§ **Given data**
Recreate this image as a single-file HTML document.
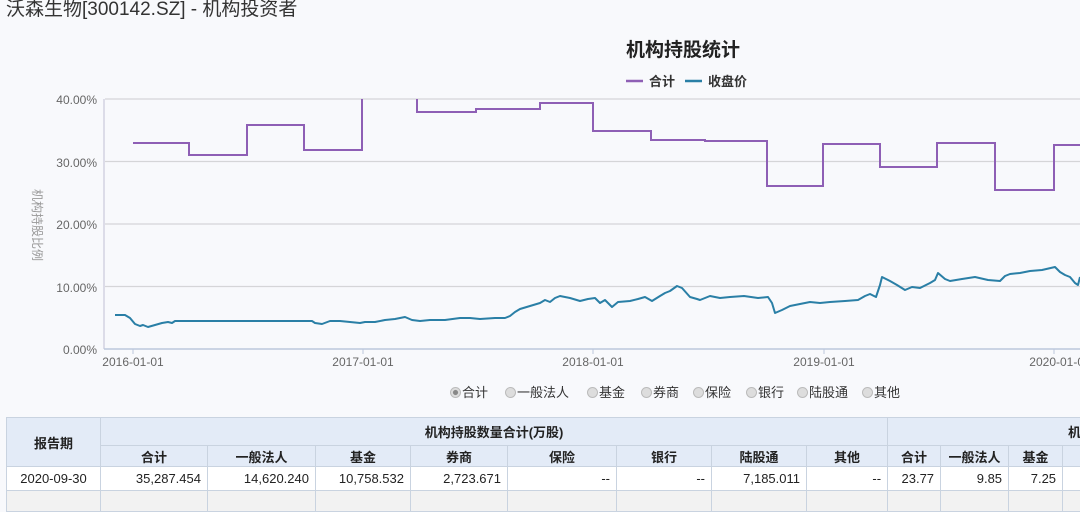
<!DOCTYPE html>
<html><head><meta charset="utf-8"><style>
body{margin:0;width:1080px;height:497px;overflow:hidden;background:#f8f9fc;font-family:"Liberation Sans","Noto Sans CJK SC",sans-serif;position:relative}
.t{position:absolute;left:6px;top:-6px;font-size:19px;color:#333}
svg{position:absolute;left:0;top:0}
table{position:absolute;left:6px;top:417px;width:1094px;border-collapse:collapse;font-size:13px;table-layout:fixed}
td,th{border:1px solid #c9d3e0;padding:0 6px;height:20px;white-space:nowrap;overflow:hidden}
th{background:#e3ebf7;font-weight:bold;color:#222;text-align:center}
td{text-align:right;background:#fff;color:#222}
.rd{position:absolute;top:382px;font-size:13px;color:#333}
.rd span{display:inline-block;width:11px;height:11px;border-radius:50%;background:#ddd;border:1px solid #bbb;box-sizing:border-box;vertical-align:-1px;margin-right:1px}
</style></head><body>
<div class="t">沃森生物[300142.SZ] - 机构投资者</div>
<svg width="1080" height="410" font-family="Liberation Sans,Noto Sans CJK SC,sans-serif">
<text x="683" y="56" font-size="19" font-weight="bold" text-anchor="middle" fill="#222">机构持股统计</text>
<line x1="626" y1="81" x2="643" y2="81" stroke="#8e5fb5" stroke-width="2.5"/><text x="649" y="86" font-size="13" font-weight="bold" fill="#333">合计</text>
<line x1="685" y1="81" x2="702" y2="81" stroke="#2a7fa6" stroke-width="2.5"/><text x="708" y="86" font-size="13" font-weight="bold" fill="#333">收盘价</text>
<g stroke="#d5d5d8" stroke-width="1.3"><line x1="105" y1="99" x2="1080" y2="99"/><line x1="105" y1="161.5" x2="1080" y2="161.5"/><line x1="105" y1="224" x2="1080" y2="224"/><line x1="105" y1="286.5" x2="1080" y2="286.5"/></g>
<line x1="104" y1="99" x2="104" y2="349" stroke="#ccd" stroke-width="1.3"/>
<line x1="104" y1="349" x2="1080" y2="349" stroke="#bcc8dc" stroke-width="1.5"/>
<g stroke="#bcc8dc"><line x1="133" y1="349" x2="133" y2="354"/><line x1="363" y1="349" x2="363" y2="354"/><line x1="593" y1="349" x2="593" y2="354"/><line x1="824" y1="349" x2="824" y2="354"/><line x1="1054" y1="349" x2="1054" y2="354"/></g>
<g font-size="12" fill="#666" text-anchor="end"><text x="97" y="104">40.00%</text><text x="97" y="167">30.00%</text><text x="97" y="229">20.00%</text><text x="97" y="292">10.00%</text><text x="97" y="354">0.00%</text></g>
<g font-size="12" fill="#666" text-anchor="middle"><text x="133" y="366">2016-01-01</text><text x="363" y="366">2017-01-01</text><text x="593" y="366">2018-01-01</text><text x="824" y="366">2019-01-01</text><text x="1060" y="366">2020-01-01</text></g>
<text transform="translate(33,225) rotate(90)" font-size="12" fill="#999" text-anchor="middle">机构持股比例</text>
<polyline fill="none" stroke="#8e5fb5" stroke-width="2" points="133,143 189,143 189,155 247,155 247,125 304,125 304,150 362,150 362,99"/>
<polyline fill="none" stroke="#8e5fb5" stroke-width="2" points="417,99 417,112 476,112 476,109 540,109 540,103 593,103 593,131 651,131 651,140 705,140 705,141 767,141 767,186 823,186 823,144 880,144 880,167 937,167 937,143 995,143 995,190 1054,190 1054,145 1080,145"/>
<polyline fill="none" stroke="#2a7fa6" stroke-width="2" stroke-linejoin="round" points="115,315 125,315 130,318 135,324 140,326 143,325 148,327 155,325 162,323 168,322 172,323 175,321 312,321 315,323 322,324 330,321 340,321 350,322 360,323 365,322 375,322 385,320 395,319 405,317 412,320 420,321 430,320 445,320 460,318 470,318 480,319 495,318 505,318 510,316 515,312 520,309 530,306 540,303 545,300 550,302 555,298 560,296 570,298 580,301 588,299 595,298 600,303 605,300 612,307 618,302 630,301 638,299 645,297 652,301 660,296 665,293 670,291 677,286 682,288 690,297 697,299 700,300 710,296 720,298 730,297 744,296 758,298 768,297 772,303 775,313 782,310 790,306 800,304 810,302 820,303 830,302 845,301 858,300 865,296 870,294 876,297 880,285 882,277 890,281 897,285 905,290 912,287 920,288 930,283 935,280 938,273 945,279 950,281 962,279 975,277 988,280 1000,281 1005,276 1010,274 1020,273 1030,271 1042,270 1055,267 1060,272 1065,275 1070,277 1075,283 1078,285 1080,277"/>
</svg>
<div class="rd" style="left:450px"><span style="background:radial-gradient(#888 35%,#ddd 45%)"></span>合计</div>
<div class="rd" style="left:505px"><span></span>一般法人</div>
<div class="rd" style="left:587px"><span></span>基金</div>
<div class="rd" style="left:641px"><span></span>券商</div>
<div class="rd" style="left:693px"><span></span>保险</div>
<div class="rd" style="left:746px"><span></span>银行</div>
<div class="rd" style="left:797px"><span></span>陆股通</div>
<div class="rd" style="left:862px"><span></span>其他</div>
<table>
<colgroup><col style="width:94px"><col style="width:107px"><col style="width:108px"><col style="width:95px"><col style="width:97px"><col style="width:109px"><col style="width:95px"><col style="width:95px"><col style="width:81px"><col style="width:53px"><col style="width:68px"><col style="width:54px"><col style="width:38px"></colgroup>
<tr style="height:28px"><th rowspan="2">报告期</th><th colspan="8">机构持股数量合计(万股)</th><th colspan="4" style="text-align:right">机构</th></tr>
<tr><th>合计</th><th>一般法人</th><th>基金</th><th>券商</th><th>保险</th><th>银行</th><th>陆股通</th><th>其他</th><th>合计</th><th>一般法人</th><th>基金</th><th></th></tr>
<tr style="height:24px"><td style="text-align:center">2020-09-30</td><td>35,287.454</td><td>14,620.240</td><td>10,758.532</td><td>2,723.671</td><td>--</td><td>--</td><td>7,185.011</td><td>--</td><td>23.77</td><td>9.85</td><td>7.25</td><td></td></tr>
<tr><td style="background:#f2f2f2"></td><td style="background:#f2f2f2"></td><td style="background:#f2f2f2"></td><td style="background:#f2f2f2"></td><td style="background:#f2f2f2"></td><td style="background:#f2f2f2"></td><td style="background:#f2f2f2"></td><td style="background:#f2f2f2"></td><td style="background:#f2f2f2"></td><td style="background:#f2f2f2"></td><td style="background:#f2f2f2"></td><td style="background:#f2f2f2"></td><td style="background:#f2f2f2"></td></tr>
</table>
</body></html>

§ **Task objective**
Restate the whole listing above exactly, except for its images.

§ **Solution for this exercise**
Recreate this image as a single-file HTML document.
<!DOCTYPE html>
<html><head><meta charset="utf-8"><style>
body{margin:0;width:1080px;height:497px;overflow:hidden;background:#f8f9fc;font-family:"Liberation Sans","Noto Sans CJK SC",sans-serif;position:relative}
.t{position:absolute;left:6px;top:-6px;font-size:19px;color:#333}
svg{position:absolute;left:0;top:0}
table{position:absolute;left:6px;top:417px;width:1094px;border-collapse:collapse;font-size:13px;table-layout:fixed}
td,th{border:1px solid #c9d3e0;padding:0 6px;height:20px;white-space:nowrap;overflow:hidden}
th{background:#e3ebf7;font-weight:bold;color:#222;text-align:center}
td{text-align:right;background:#fff;color:#222}
.rd{position:absolute;top:382px;font-size:13px;color:#333}
.rd span{display:inline-block;width:11px;height:11px;border-radius:50%;background:#ddd;border:1px solid #bbb;box-sizing:border-box;vertical-align:-1px;margin-right:1px}
</style></head><body>
<div class="t">沃森生物[300142.SZ] - 机构投资者</div>
<svg width="1080" height="410" font-family="Liberation Sans,Noto Sans CJK SC,sans-serif">
<text x="683" y="56" font-size="19" font-weight="bold" text-anchor="middle" fill="#222">机构持股统计</text>
<line x1="626" y1="81" x2="643" y2="81" stroke="#8e5fb5" stroke-width="2.5"/><text x="649" y="86" font-size="13" font-weight="bold" fill="#333">合计</text>
<line x1="685" y1="81" x2="702" y2="81" stroke="#2a7fa6" stroke-width="2.5"/><text x="708" y="86" font-size="13" font-weight="bold" fill="#333">收盘价</text>
<g stroke="#d5d5d8" stroke-width="1.3"><line x1="105" y1="99" x2="1080" y2="99"/><line x1="105" y1="161.5" x2="1080" y2="161.5"/><line x1="105" y1="224" x2="1080" y2="224"/><line x1="105" y1="286.5" x2="1080" y2="286.5"/></g>
<line x1="104" y1="99" x2="104" y2="349" stroke="#ccd" stroke-width="1.3"/>
<line x1="104" y1="349" x2="1080" y2="349" stroke="#bcc8dc" stroke-width="1.5"/>
<g stroke="#bcc8dc"><line x1="133" y1="349" x2="133" y2="354"/><line x1="363" y1="349" x2="363" y2="354"/><line x1="593" y1="349" x2="593" y2="354"/><line x1="824" y1="349" x2="824" y2="354"/><line x1="1054" y1="349" x2="1054" y2="354"/></g>
<g font-size="12" fill="#666" text-anchor="end"><text x="97" y="104">40.00%</text><text x="97" y="167">30.00%</text><text x="97" y="229">20.00%</text><text x="97" y="292">10.00%</text><text x="97" y="354">0.00%</text></g>
<g font-size="12" fill="#666" text-anchor="middle"><text x="133" y="366">2016-01-01</text><text x="363" y="366">2017-01-01</text><text x="593" y="366">2018-01-01</text><text x="824" y="366">2019-01-01</text><text x="1060" y="366">2020-01-01</text></g>
<text transform="translate(33,225) rotate(90)" font-size="12" fill="#999" text-anchor="middle">机构持股比例</text>
<polyline fill="none" stroke="#8e5fb5" stroke-width="2" points="133,143 189,143 189,155 247,155 247,125 304,125 304,150 362,150 362,99"/>
<polyline fill="none" stroke="#8e5fb5" stroke-width="2" points="417,99 417,112 476,112 476,109 540,109 540,103 593,103 593,131 651,131 651,140 705,140 705,141 767,141 767,186 823,186 823,144 880,144 880,167 937,167 937,143 995,143 995,190 1054,190 1054,145 1080,145"/>
<polyline fill="none" stroke="#2a7fa6" stroke-width="2" stroke-linejoin="round" points="115,315 125,315 130,318 135,324 140,326 143,325 148,327 155,325 162,323 168,322 172,323 175,321 312,321 315,323 322,324 330,321 340,321 350,322 360,323 365,322 375,322 385,320 395,319 405,317 412,320 420,321 430,320 445,320 460,318 470,318 480,319 495,318 505,318 510,316 515,312 520,309 530,306 540,303 545,300 550,302 555,298 560,296 570,298 580,301 588,299 595,298 600,303 605,300 612,307 618,302 630,301 638,299 645,297 652,301 660,296 665,293 670,291 677,286 682,288 690,297 697,299 700,300 710,296 720,298 730,297 744,296 758,298 768,297 772,303 775,313 782,310 790,306 800,304 810,302 820,303 830,302 845,301 858,300 865,296 870,294 876,297 880,285 882,277 890,281 897,285 905,290 912,287 920,288 930,283 935,280 938,273 945,279 950,281 962,279 975,277 988,280 1000,281 1005,276 1010,274 1020,273 1030,271 1042,270 1055,267 1060,272 1065,275 1070,277 1075,283 1078,285 1080,277"/>
</svg>
<div class="rd" style="left:450px"><span style="background:radial-gradient(#888 35%,#ddd 45%)"></span>合计</div>
<div class="rd" style="left:505px"><span></span>一般法人</div>
<div class="rd" style="left:587px"><span></span>基金</div>
<div class="rd" style="left:641px"><span></span>券商</div>
<div class="rd" style="left:693px"><span></span>保险</div>
<div class="rd" style="left:746px"><span></span>银行</div>
<div class="rd" style="left:797px"><span></span>陆股通</div>
<div class="rd" style="left:862px"><span></span>其他</div>
<table>
<colgroup><col style="width:94px"><col style="width:107px"><col style="width:108px"><col style="width:95px"><col style="width:97px"><col style="width:109px"><col style="width:95px"><col style="width:95px"><col style="width:81px"><col style="width:53px"><col style="width:68px"><col style="width:54px"><col style="width:38px"></colgroup>
<tr style="height:28px"><th rowspan="2">报告期</th><th colspan="8">机构持股数量合计(万股)</th><th colspan="4" style="text-align:right">机构</th></tr>
<tr><th>合计</th><th>一般法人</th><th>基金</th><th>券商</th><th>保险</th><th>银行</th><th>陆股通</th><th>其他</th><th>合计</th><th>一般法人</th><th>基金</th><th></th></tr>
<tr style="height:24px"><td style="text-align:center">2020-09-30</td><td>35,287.454</td><td>14,620.240</td><td>10,758.532</td><td>2,723.671</td><td>--</td><td>--</td><td>7,185.011</td><td>--</td><td>23.77</td><td>9.85</td><td>7.25</td><td></td></tr>
<tr><td style="background:#f2f2f2"></td><td style="background:#f2f2f2"></td><td style="background:#f2f2f2"></td><td style="background:#f2f2f2"></td><td style="background:#f2f2f2"></td><td style="background:#f2f2f2"></td><td style="background:#f2f2f2"></td><td style="background:#f2f2f2"></td><td style="background:#f2f2f2"></td><td style="background:#f2f2f2"></td><td style="background:#f2f2f2"></td><td style="background:#f2f2f2"></td><td style="background:#f2f2f2"></td></tr>
</table>
</body></html>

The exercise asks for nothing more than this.